### EXERCISE:
Can you copy out the data exactly? Leave the images out.

### MATERIAL:

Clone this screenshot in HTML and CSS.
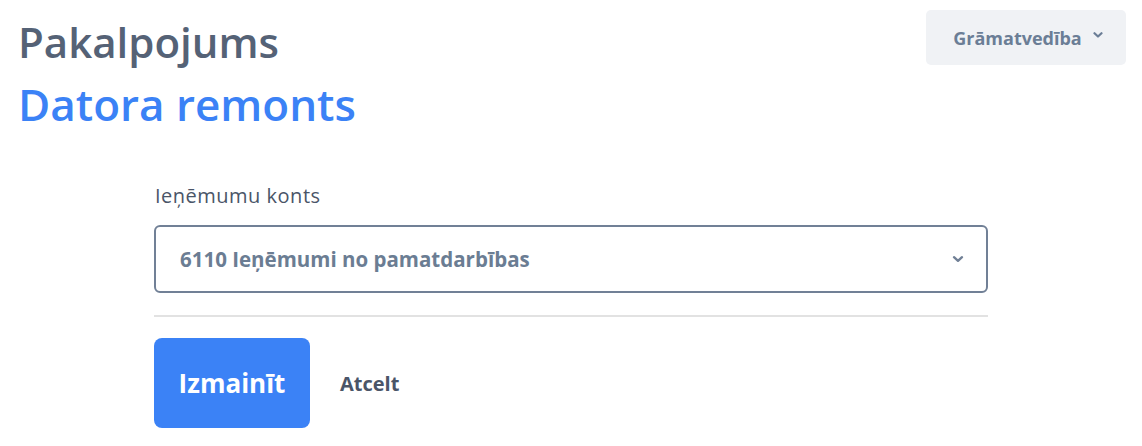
FILE: index.html
```html
<!DOCTYPE html>
<html lang="lv">
<head>
<meta charset="utf-8">
<title>Pakalpojums</title>
<link rel="stylesheet" href="styles.css">
</head>
<body>
<header class="header">
  <div class="titles">
    <h1 class="title">Pakalpojums</h1>
    <h2 class="subtitle">Datora remonts</h2>
  </div>
  <button class="menu-btn" type="button">Grāmatvedība
    <svg class="menu-chevron" width="10" height="8" viewBox="0 0 10 8"><path d="M1.5 2.2 L5 5.5 L8.5 2.2" fill="none" stroke="currentColor" stroke-width="2.2" stroke-linecap="round" stroke-linejoin="round"/></svg>
  </button>
</header>
<main class="form">
  <label class="label">Ieņēmumu konts</label>
  <div class="select">
    <span class="select-value">6110 Ieņēmumi no pamatdarbības</span>
    <svg class="select-chevron" width="12" height="8" viewBox="0 0 12 8"><path d="M2 2.2 L6 5.8 L10 2.2" fill="none" stroke="currentColor" stroke-width="2.4" stroke-linecap="round" stroke-linejoin="round"/></svg>
  </div>
  <hr class="divider">
  <div class="actions">
    <button class="btn-primary" type="button">Izmainīt</button>
    <button class="btn-link" type="button">Atcelt</button>
  </div>
</main>
</body>
</html>
```
FILE: styles.css
```css
* { box-sizing: border-box; }
body {
  margin: 0;
  font-family: "Open Sans", "Noto Sans", sans-serif;
  background: #ffffff;
}
.header {
  display: flex;
  justify-content: space-between;
  align-items: flex-start;
  padding: 0 16px 0 18px;
}
.titles { padding-top: 17px; }
.title {
  margin: 0;
  font-size: 42px;
  line-height: 50px;
  font-weight: 600;
  color: #556276;
}
.subtitle {
  margin: 11px 0 0;
  font-size: 44px;
  line-height: 52px;
  font-weight: 600;
  color: #3b82f6;
}
.menu-btn {
  margin-top: 10px;
  width: 200px;
  height: 55px;
  border: 0;
  border-radius: 5px;
  background: #f0f2f5;
  color: #6b7e96;
  font-family: inherit;
  font-size: 18px;
  font-weight: 700;
  display: flex;
  align-items: center;
  justify-content: center;
  gap: 11px;
  padding: 0 0 0 4px;
}
.menu-chevron { margin-top: -6px; }
.form {
  width: 834px;
  margin: 54px 0 0 154px;
  display: flex;
  flex-direction: column;
}
.label {
  font-size: 20px;
  line-height: 24px;
  letter-spacing: 0.5px;
  color: #4a5568;
  padding-left: 1px;
}
.select {
  margin-top: 17px;
  height: 68px;
  border: 2px solid #718096;
  border-radius: 6px;
  display: flex;
  align-items: center;
  justify-content: space-between;
  padding: 0 22px 0 24px;
}
.select-value {
  font-size: 20.5px;
  font-weight: 700;
  color: #6b7d93;
}
.select-chevron { color: #718096; }
.divider {
  margin: 22px 0 0;
  border: 0;
  height: 2px;
  background: #e2e2e2;
}
.actions {
  margin-top: 21px;
  display: flex;
  align-items: center;
  gap: 30px;
}
.btn-primary {
  width: 156px;
  height: 90px;
  border: 0;
  border-radius: 8px;
  background: #3b82f6;
  color: #ffffff;
  font-family: inherit;
  font-size: 26px;
  font-weight: 700;
}
.btn-link {
  border: 0;
  background: none;
  padding: 0;
  font-family: inherit;
  font-size: 20px;
  font-weight: 700;
  color: #4a5568;
}
```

### ANSWER TO THIS PROBLEM:
Clone this screenshot in HTML and CSS.
FILE: index.html
```html
<!DOCTYPE html>
<html lang="lv">
<head>
<meta charset="utf-8">
<title>Pakalpojums</title>
<link rel="stylesheet" href="styles.css">
</head>
<body>
<header class="header">
  <div class="titles">
    <h1 class="title">Pakalpojums</h1>
    <h2 class="subtitle">Datora remonts</h2>
  </div>
  <button class="menu-btn" type="button">Grāmatvedība
    <svg class="menu-chevron" width="10" height="8" viewBox="0 0 10 8"><path d="M1.5 2.2 L5 5.5 L8.5 2.2" fill="none" stroke="currentColor" stroke-width="2.2" stroke-linecap="round" stroke-linejoin="round"/></svg>
  </button>
</header>
<main class="form">
  <label class="label">Ieņēmumu konts</label>
  <div class="select">
    <span class="select-value">6110 Ieņēmumi no pamatdarbības</span>
    <svg class="select-chevron" width="12" height="8" viewBox="0 0 12 8"><path d="M2 2.2 L6 5.8 L10 2.2" fill="none" stroke="currentColor" stroke-width="2.4" stroke-linecap="round" stroke-linejoin="round"/></svg>
  </div>
  <hr class="divider">
  <div class="actions">
    <button class="btn-primary" type="button">Izmainīt</button>
    <button class="btn-link" type="button">Atcelt</button>
  </div>
</main>
</body>
</html>
```
FILE: styles.css
```css
* { box-sizing: border-box; }
body {
  margin: 0;
  font-family: "Open Sans", "Noto Sans", sans-serif;
  background: #ffffff;
}
.header {
  display: flex;
  justify-content: space-between;
  align-items: flex-start;
  padding: 0 16px 0 18px;
}
.titles { padding-top: 17px; }
.title {
  margin: 0;
  font-size: 42px;
  line-height: 50px;
  font-weight: 600;
  color: #556276;
}
.subtitle {
  margin: 11px 0 0;
  font-size: 44px;
  line-height: 52px;
  font-weight: 600;
  color: #3b82f6;
}
.menu-btn {
  margin-top: 10px;
  width: 200px;
  height: 55px;
  border: 0;
  border-radius: 5px;
  background: #f0f2f5;
  color: #6b7e96;
  font-family: inherit;
  font-size: 18px;
  font-weight: 700;
  display: flex;
  align-items: center;
  justify-content: center;
  gap: 11px;
  padding: 0 0 0 4px;
}
.menu-chevron { margin-top: -6px; }
.form {
  width: 834px;
  margin: 54px 0 0 154px;
  display: flex;
  flex-direction: column;
}
.label {
  font-size: 20px;
  line-height: 24px;
  letter-spacing: 0.5px;
  color: #4a5568;
  padding-left: 1px;
}
.select {
  margin-top: 17px;
  height: 68px;
  border: 2px solid #718096;
  border-radius: 6px;
  display: flex;
  align-items: center;
  justify-content: space-between;
  padding: 0 22px 0 24px;
}
.select-value {
  font-size: 20.5px;
  font-weight: 700;
  color: #6b7d93;
}
.select-chevron { color: #718096; }
.divider {
  margin: 22px 0 0;
  border: 0;
  height: 2px;
  background: #e2e2e2;
}
.actions {
  margin-top: 21px;
  display: flex;
  align-items: center;
  gap: 30px;
}
.btn-primary {
  width: 156px;
  height: 90px;
  border: 0;
  border-radius: 8px;
  background: #3b82f6;
  color: #ffffff;
  font-family: inherit;
  font-size: 26px;
  font-weight: 700;
}
.btn-link {
  border: 0;
  background: none;
  padding: 0;
  font-family: inherit;
  font-size: 20px;
  font-weight: 700;
  color: #4a5568;
}
```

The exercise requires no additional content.